[RECORDED DATA start]
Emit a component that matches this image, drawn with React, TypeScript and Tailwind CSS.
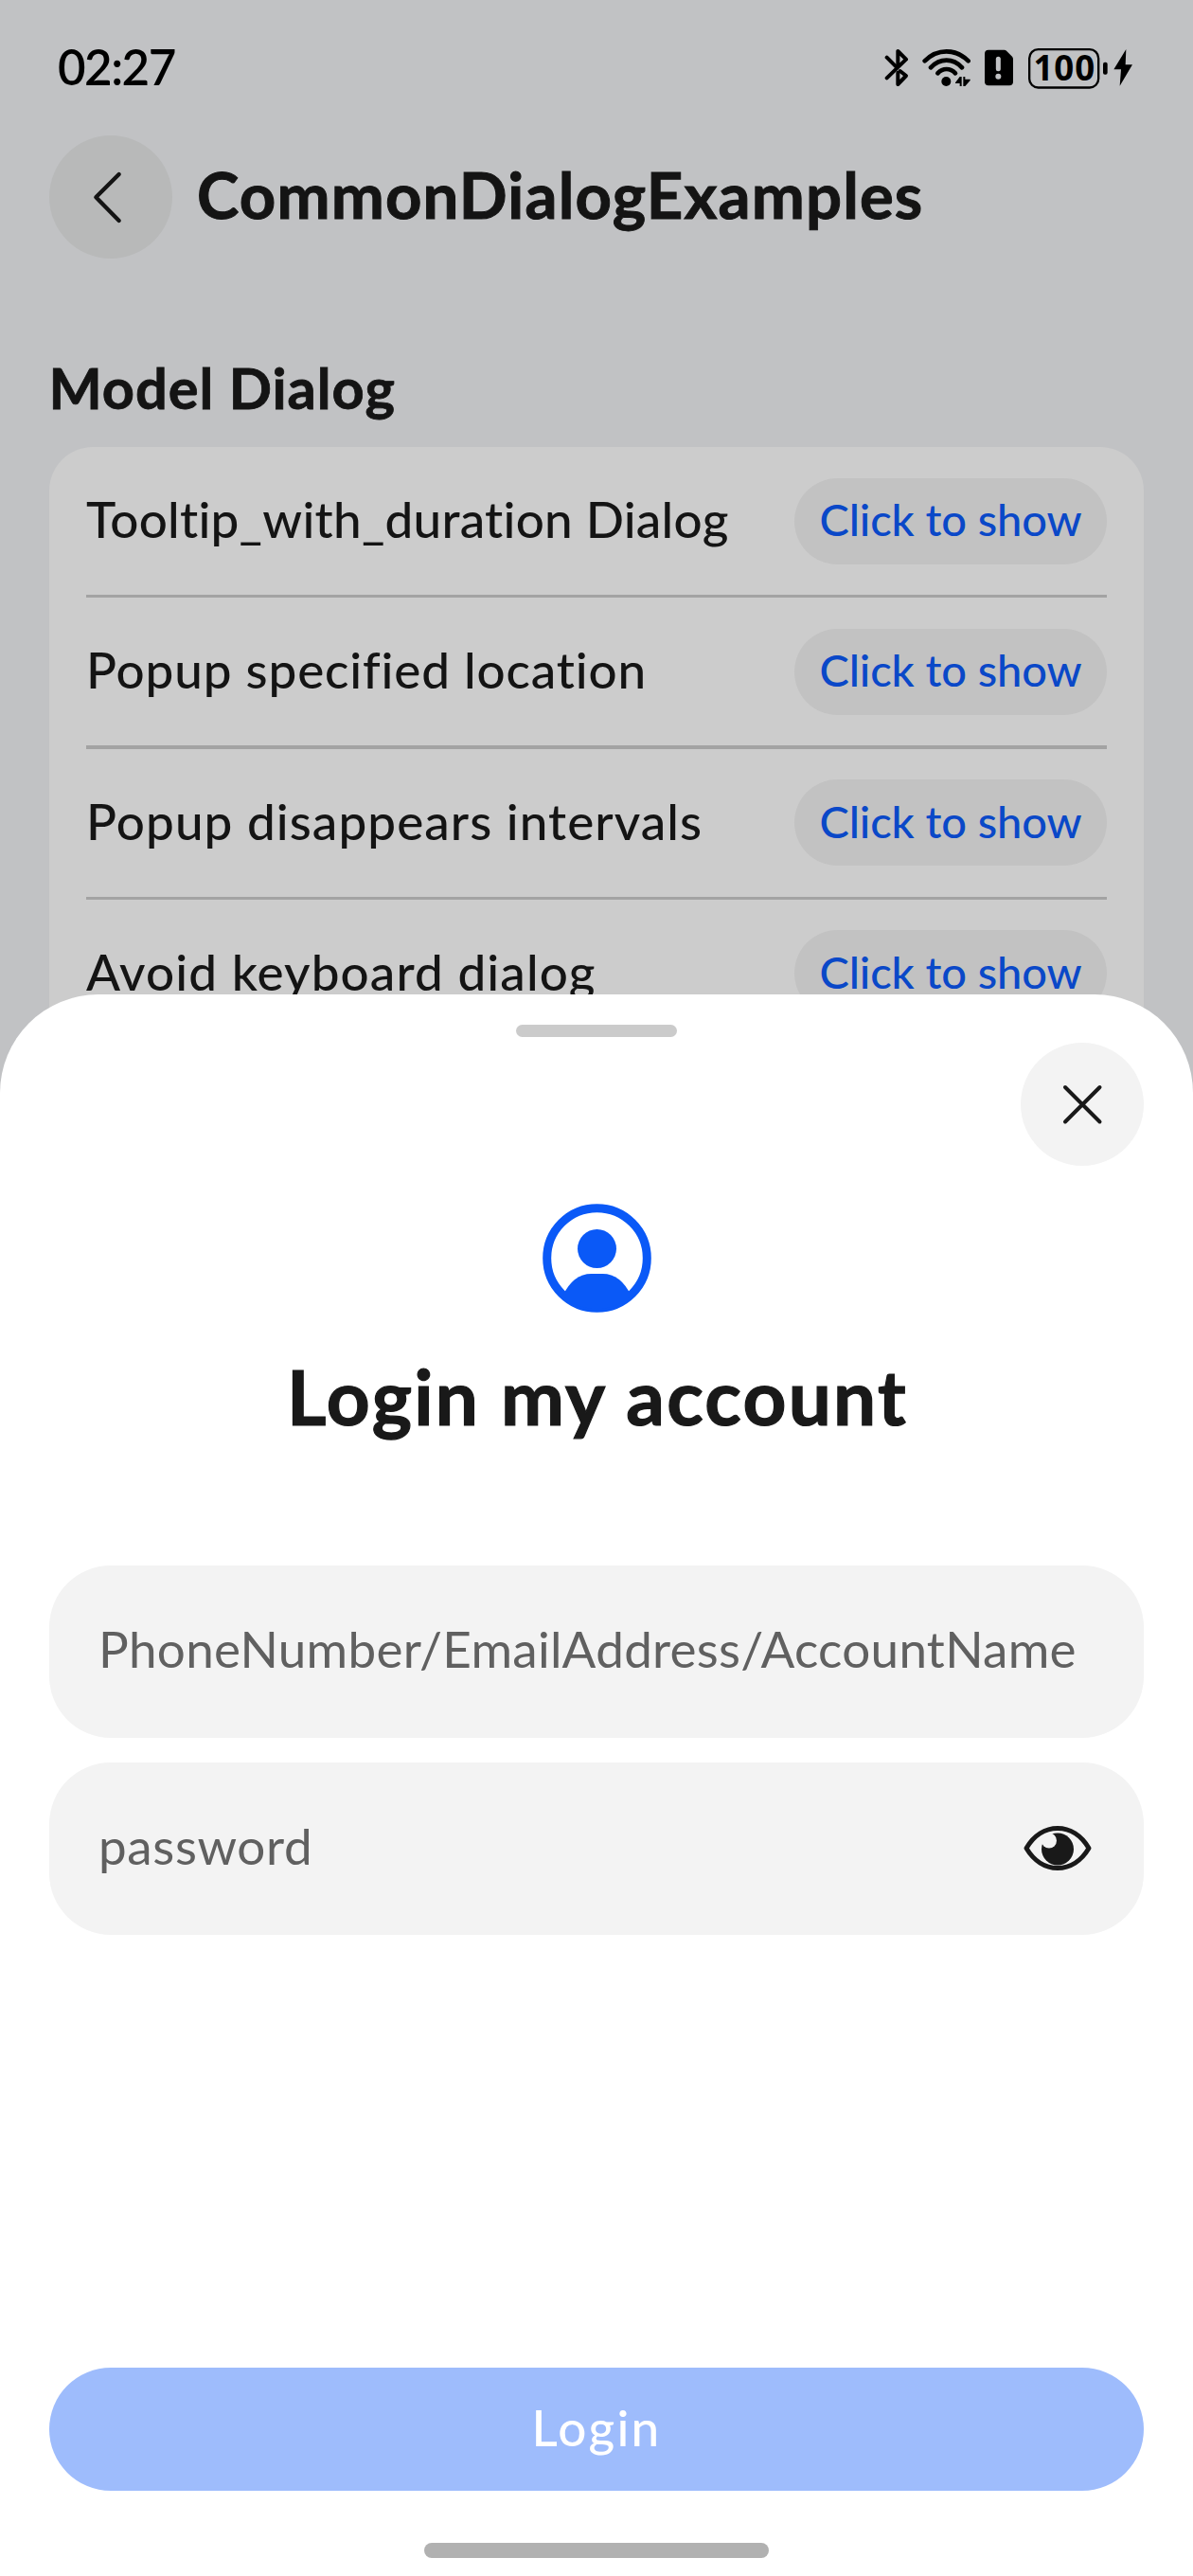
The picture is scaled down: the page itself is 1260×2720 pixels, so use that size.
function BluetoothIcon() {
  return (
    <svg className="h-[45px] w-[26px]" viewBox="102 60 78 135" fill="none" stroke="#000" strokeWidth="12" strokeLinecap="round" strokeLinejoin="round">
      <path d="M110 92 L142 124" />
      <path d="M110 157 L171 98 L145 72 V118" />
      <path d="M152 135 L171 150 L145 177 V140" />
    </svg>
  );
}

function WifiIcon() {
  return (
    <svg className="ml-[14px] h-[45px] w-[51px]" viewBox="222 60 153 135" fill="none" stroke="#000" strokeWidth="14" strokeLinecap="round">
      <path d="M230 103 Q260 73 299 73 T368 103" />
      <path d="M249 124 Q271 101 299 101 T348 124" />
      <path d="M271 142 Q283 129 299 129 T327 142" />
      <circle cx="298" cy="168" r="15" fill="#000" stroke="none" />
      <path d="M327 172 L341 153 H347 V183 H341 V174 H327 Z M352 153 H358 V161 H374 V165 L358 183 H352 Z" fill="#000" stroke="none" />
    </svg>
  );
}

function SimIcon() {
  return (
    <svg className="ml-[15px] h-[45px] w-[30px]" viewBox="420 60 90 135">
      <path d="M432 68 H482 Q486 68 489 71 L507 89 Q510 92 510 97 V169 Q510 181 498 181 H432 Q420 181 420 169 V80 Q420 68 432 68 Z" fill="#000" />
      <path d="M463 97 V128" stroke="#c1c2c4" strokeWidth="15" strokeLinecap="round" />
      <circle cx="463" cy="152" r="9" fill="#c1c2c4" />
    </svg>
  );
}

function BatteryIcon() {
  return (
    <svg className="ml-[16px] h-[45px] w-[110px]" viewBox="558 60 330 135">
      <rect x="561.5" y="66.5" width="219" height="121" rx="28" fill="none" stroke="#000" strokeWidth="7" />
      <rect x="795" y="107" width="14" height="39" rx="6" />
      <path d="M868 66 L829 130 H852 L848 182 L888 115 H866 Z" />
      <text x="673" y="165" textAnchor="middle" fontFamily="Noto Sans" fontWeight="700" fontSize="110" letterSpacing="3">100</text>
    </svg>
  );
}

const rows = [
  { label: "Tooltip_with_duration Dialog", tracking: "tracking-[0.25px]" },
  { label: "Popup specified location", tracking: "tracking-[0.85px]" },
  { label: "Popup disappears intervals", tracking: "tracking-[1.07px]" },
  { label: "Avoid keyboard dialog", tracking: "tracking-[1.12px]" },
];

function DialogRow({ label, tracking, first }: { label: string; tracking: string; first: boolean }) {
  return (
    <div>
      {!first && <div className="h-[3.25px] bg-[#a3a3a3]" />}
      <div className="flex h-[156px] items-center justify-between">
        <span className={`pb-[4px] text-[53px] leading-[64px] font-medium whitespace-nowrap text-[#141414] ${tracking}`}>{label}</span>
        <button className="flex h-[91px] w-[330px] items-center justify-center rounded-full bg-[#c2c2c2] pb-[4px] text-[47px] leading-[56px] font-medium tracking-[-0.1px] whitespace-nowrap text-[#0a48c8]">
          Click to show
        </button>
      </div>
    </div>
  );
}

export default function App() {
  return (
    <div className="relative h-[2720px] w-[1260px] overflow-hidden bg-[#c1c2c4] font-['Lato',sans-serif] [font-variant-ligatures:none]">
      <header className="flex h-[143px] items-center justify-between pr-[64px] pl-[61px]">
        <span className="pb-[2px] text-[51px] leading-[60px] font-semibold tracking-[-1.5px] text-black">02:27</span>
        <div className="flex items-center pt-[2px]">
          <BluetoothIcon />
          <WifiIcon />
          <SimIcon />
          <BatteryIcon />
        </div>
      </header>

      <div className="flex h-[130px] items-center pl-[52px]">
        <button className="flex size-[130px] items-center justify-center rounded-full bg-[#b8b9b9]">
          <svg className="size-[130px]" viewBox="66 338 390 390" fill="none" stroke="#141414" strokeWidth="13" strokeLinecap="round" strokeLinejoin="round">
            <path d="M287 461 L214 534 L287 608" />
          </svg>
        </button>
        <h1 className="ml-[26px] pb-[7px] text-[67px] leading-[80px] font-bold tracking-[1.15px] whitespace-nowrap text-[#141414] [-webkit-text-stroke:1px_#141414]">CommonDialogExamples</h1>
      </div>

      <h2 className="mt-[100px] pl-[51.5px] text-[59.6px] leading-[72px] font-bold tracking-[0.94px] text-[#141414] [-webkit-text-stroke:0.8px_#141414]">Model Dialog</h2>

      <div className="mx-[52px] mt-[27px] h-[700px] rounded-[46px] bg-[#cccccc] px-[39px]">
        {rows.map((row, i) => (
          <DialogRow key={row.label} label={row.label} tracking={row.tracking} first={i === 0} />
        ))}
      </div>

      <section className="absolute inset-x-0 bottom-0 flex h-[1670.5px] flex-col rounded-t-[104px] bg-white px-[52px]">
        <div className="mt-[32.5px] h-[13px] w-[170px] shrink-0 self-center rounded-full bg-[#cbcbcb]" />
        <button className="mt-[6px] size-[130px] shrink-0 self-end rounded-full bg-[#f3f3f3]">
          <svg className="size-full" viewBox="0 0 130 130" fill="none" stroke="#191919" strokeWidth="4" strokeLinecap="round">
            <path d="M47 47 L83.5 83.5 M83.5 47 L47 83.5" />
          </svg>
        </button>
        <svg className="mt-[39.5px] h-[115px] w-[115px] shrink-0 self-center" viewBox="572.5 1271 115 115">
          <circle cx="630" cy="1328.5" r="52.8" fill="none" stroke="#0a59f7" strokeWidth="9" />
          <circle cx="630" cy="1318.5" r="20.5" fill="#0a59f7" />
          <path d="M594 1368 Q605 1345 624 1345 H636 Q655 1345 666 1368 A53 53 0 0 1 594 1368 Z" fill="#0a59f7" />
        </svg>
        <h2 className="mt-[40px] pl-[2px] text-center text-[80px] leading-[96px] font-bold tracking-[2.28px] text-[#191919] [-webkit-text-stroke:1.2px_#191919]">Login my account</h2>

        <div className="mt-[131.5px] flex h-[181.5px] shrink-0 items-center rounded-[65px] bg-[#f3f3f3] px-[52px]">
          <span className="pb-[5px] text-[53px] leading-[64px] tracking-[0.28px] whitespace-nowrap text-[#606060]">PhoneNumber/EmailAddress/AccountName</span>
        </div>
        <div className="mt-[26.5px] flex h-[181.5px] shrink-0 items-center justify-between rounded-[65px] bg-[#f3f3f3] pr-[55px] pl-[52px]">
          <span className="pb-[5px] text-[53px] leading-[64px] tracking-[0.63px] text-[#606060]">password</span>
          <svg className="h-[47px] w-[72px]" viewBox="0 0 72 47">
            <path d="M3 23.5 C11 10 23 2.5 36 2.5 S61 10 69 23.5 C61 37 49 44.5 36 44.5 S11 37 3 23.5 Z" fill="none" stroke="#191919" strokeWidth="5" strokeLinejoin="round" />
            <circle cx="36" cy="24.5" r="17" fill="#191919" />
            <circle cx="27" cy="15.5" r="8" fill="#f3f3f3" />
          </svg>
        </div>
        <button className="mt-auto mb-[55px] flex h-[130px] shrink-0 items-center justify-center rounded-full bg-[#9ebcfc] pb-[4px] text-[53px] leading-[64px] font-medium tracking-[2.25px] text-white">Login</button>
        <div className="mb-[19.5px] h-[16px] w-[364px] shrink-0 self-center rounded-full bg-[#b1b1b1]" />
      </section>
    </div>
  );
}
[RECORDED DATA end]
GIVEN TASK ::
Give an exact reproduction of every line, leaving out any picture.

TASK RESULT ::
Emit a component that matches this image, drawn with React, TypeScript and Tailwind CSS.
The picture is scaled down: the page itself is 1260×2720 pixels, so use that size.
function BluetoothIcon() {
  return (
    <svg className="h-[45px] w-[26px]" viewBox="102 60 78 135" fill="none" stroke="#000" strokeWidth="12" strokeLinecap="round" strokeLinejoin="round">
      <path d="M110 92 L142 124" />
      <path d="M110 157 L171 98 L145 72 V118" />
      <path d="M152 135 L171 150 L145 177 V140" />
    </svg>
  );
}

function WifiIcon() {
  return (
    <svg className="ml-[14px] h-[45px] w-[51px]" viewBox="222 60 153 135" fill="none" stroke="#000" strokeWidth="14" strokeLinecap="round">
      <path d="M230 103 Q260 73 299 73 T368 103" />
      <path d="M249 124 Q271 101 299 101 T348 124" />
      <path d="M271 142 Q283 129 299 129 T327 142" />
      <circle cx="298" cy="168" r="15" fill="#000" stroke="none" />
      <path d="M327 172 L341 153 H347 V183 H341 V174 H327 Z M352 153 H358 V161 H374 V165 L358 183 H352 Z" fill="#000" stroke="none" />
    </svg>
  );
}

function SimIcon() {
  return (
    <svg className="ml-[15px] h-[45px] w-[30px]" viewBox="420 60 90 135">
      <path d="M432 68 H482 Q486 68 489 71 L507 89 Q510 92 510 97 V169 Q510 181 498 181 H432 Q420 181 420 169 V80 Q420 68 432 68 Z" fill="#000" />
      <path d="M463 97 V128" stroke="#c1c2c4" strokeWidth="15" strokeLinecap="round" />
      <circle cx="463" cy="152" r="9" fill="#c1c2c4" />
    </svg>
  );
}

function BatteryIcon() {
  return (
    <svg className="ml-[16px] h-[45px] w-[110px]" viewBox="558 60 330 135">
      <rect x="561.5" y="66.5" width="219" height="121" rx="28" fill="none" stroke="#000" strokeWidth="7" />
      <rect x="795" y="107" width="14" height="39" rx="6" />
      <path d="M868 66 L829 130 H852 L848 182 L888 115 H866 Z" />
      <text x="673" y="165" textAnchor="middle" fontFamily="Noto Sans" fontWeight="700" fontSize="110" letterSpacing="3">100</text>
    </svg>
  );
}

const rows = [
  { label: "Tooltip_with_duration Dialog", tracking: "tracking-[0.25px]" },
  { label: "Popup specified location", tracking: "tracking-[0.85px]" },
  { label: "Popup disappears intervals", tracking: "tracking-[1.07px]" },
  { label: "Avoid keyboard dialog", tracking: "tracking-[1.12px]" },
];

function DialogRow({ label, tracking, first }: { label: string; tracking: string; first: boolean }) {
  return (
    <div>
      {!first && <div className="h-[3.25px] bg-[#a3a3a3]" />}
      <div className="flex h-[156px] items-center justify-between">
        <span className={`pb-[4px] text-[53px] leading-[64px] font-medium whitespace-nowrap text-[#141414] ${tracking}`}>{label}</span>
        <button className="flex h-[91px] w-[330px] items-center justify-center rounded-full bg-[#c2c2c2] pb-[4px] text-[47px] leading-[56px] font-medium tracking-[-0.1px] whitespace-nowrap text-[#0a48c8]">
          Click to show
        </button>
      </div>
    </div>
  );
}

export default function App() {
  return (
    <div className="relative h-[2720px] w-[1260px] overflow-hidden bg-[#c1c2c4] font-['Lato',sans-serif] [font-variant-ligatures:none]">
      <header className="flex h-[143px] items-center justify-between pr-[64px] pl-[61px]">
        <span className="pb-[2px] text-[51px] leading-[60px] font-semibold tracking-[-1.5px] text-black">02:27</span>
        <div className="flex items-center pt-[2px]">
          <BluetoothIcon />
          <WifiIcon />
          <SimIcon />
          <BatteryIcon />
        </div>
      </header>

      <div className="flex h-[130px] items-center pl-[52px]">
        <button className="flex size-[130px] items-center justify-center rounded-full bg-[#b8b9b9]">
          <svg className="size-[130px]" viewBox="66 338 390 390" fill="none" stroke="#141414" strokeWidth="13" strokeLinecap="round" strokeLinejoin="round">
            <path d="M287 461 L214 534 L287 608" />
          </svg>
        </button>
        <h1 className="ml-[26px] pb-[7px] text-[67px] leading-[80px] font-bold tracking-[1.15px] whitespace-nowrap text-[#141414] [-webkit-text-stroke:1px_#141414]">CommonDialogExamples</h1>
      </div>

      <h2 className="mt-[100px] pl-[51.5px] text-[59.6px] leading-[72px] font-bold tracking-[0.94px] text-[#141414] [-webkit-text-stroke:0.8px_#141414]">Model Dialog</h2>

      <div className="mx-[52px] mt-[27px] h-[700px] rounded-[46px] bg-[#cccccc] px-[39px]">
        {rows.map((row, i) => (
          <DialogRow key={row.label} label={row.label} tracking={row.tracking} first={i === 0} />
        ))}
      </div>

      <section className="absolute inset-x-0 bottom-0 flex h-[1670.5px] flex-col rounded-t-[104px] bg-white px-[52px]">
        <div className="mt-[32.5px] h-[13px] w-[170px] shrink-0 self-center rounded-full bg-[#cbcbcb]" />
        <button className="mt-[6px] size-[130px] shrink-0 self-end rounded-full bg-[#f3f3f3]">
          <svg className="size-full" viewBox="0 0 130 130" fill="none" stroke="#191919" strokeWidth="4" strokeLinecap="round">
            <path d="M47 47 L83.5 83.5 M83.5 47 L47 83.5" />
          </svg>
        </button>
        <svg className="mt-[39.5px] h-[115px] w-[115px] shrink-0 self-center" viewBox="572.5 1271 115 115">
          <circle cx="630" cy="1328.5" r="52.8" fill="none" stroke="#0a59f7" strokeWidth="9" />
          <circle cx="630" cy="1318.5" r="20.5" fill="#0a59f7" />
          <path d="M594 1368 Q605 1345 624 1345 H636 Q655 1345 666 1368 A53 53 0 0 1 594 1368 Z" fill="#0a59f7" />
        </svg>
        <h2 className="mt-[40px] pl-[2px] text-center text-[80px] leading-[96px] font-bold tracking-[2.28px] text-[#191919] [-webkit-text-stroke:1.2px_#191919]">Login my account</h2>

        <div className="mt-[131.5px] flex h-[181.5px] shrink-0 items-center rounded-[65px] bg-[#f3f3f3] px-[52px]">
          <span className="pb-[5px] text-[53px] leading-[64px] tracking-[0.28px] whitespace-nowrap text-[#606060]">PhoneNumber/EmailAddress/AccountName</span>
        </div>
        <div className="mt-[26.5px] flex h-[181.5px] shrink-0 items-center justify-between rounded-[65px] bg-[#f3f3f3] pr-[55px] pl-[52px]">
          <span className="pb-[5px] text-[53px] leading-[64px] tracking-[0.63px] text-[#606060]">password</span>
          <svg className="h-[47px] w-[72px]" viewBox="0 0 72 47">
            <path d="M3 23.5 C11 10 23 2.5 36 2.5 S61 10 69 23.5 C61 37 49 44.5 36 44.5 S11 37 3 23.5 Z" fill="none" stroke="#191919" strokeWidth="5" strokeLinejoin="round" />
            <circle cx="36" cy="24.5" r="17" fill="#191919" />
            <circle cx="27" cy="15.5" r="8" fill="#f3f3f3" />
          </svg>
        </div>
        <button className="mt-auto mb-[55px] flex h-[130px] shrink-0 items-center justify-center rounded-full bg-[#9ebcfc] pb-[4px] text-[53px] leading-[64px] font-medium tracking-[2.25px] text-white">Login</button>
        <div className="mb-[19.5px] h-[16px] w-[364px] shrink-0 self-center rounded-full bg-[#b1b1b1]" />
      </section>
    </div>
  );
}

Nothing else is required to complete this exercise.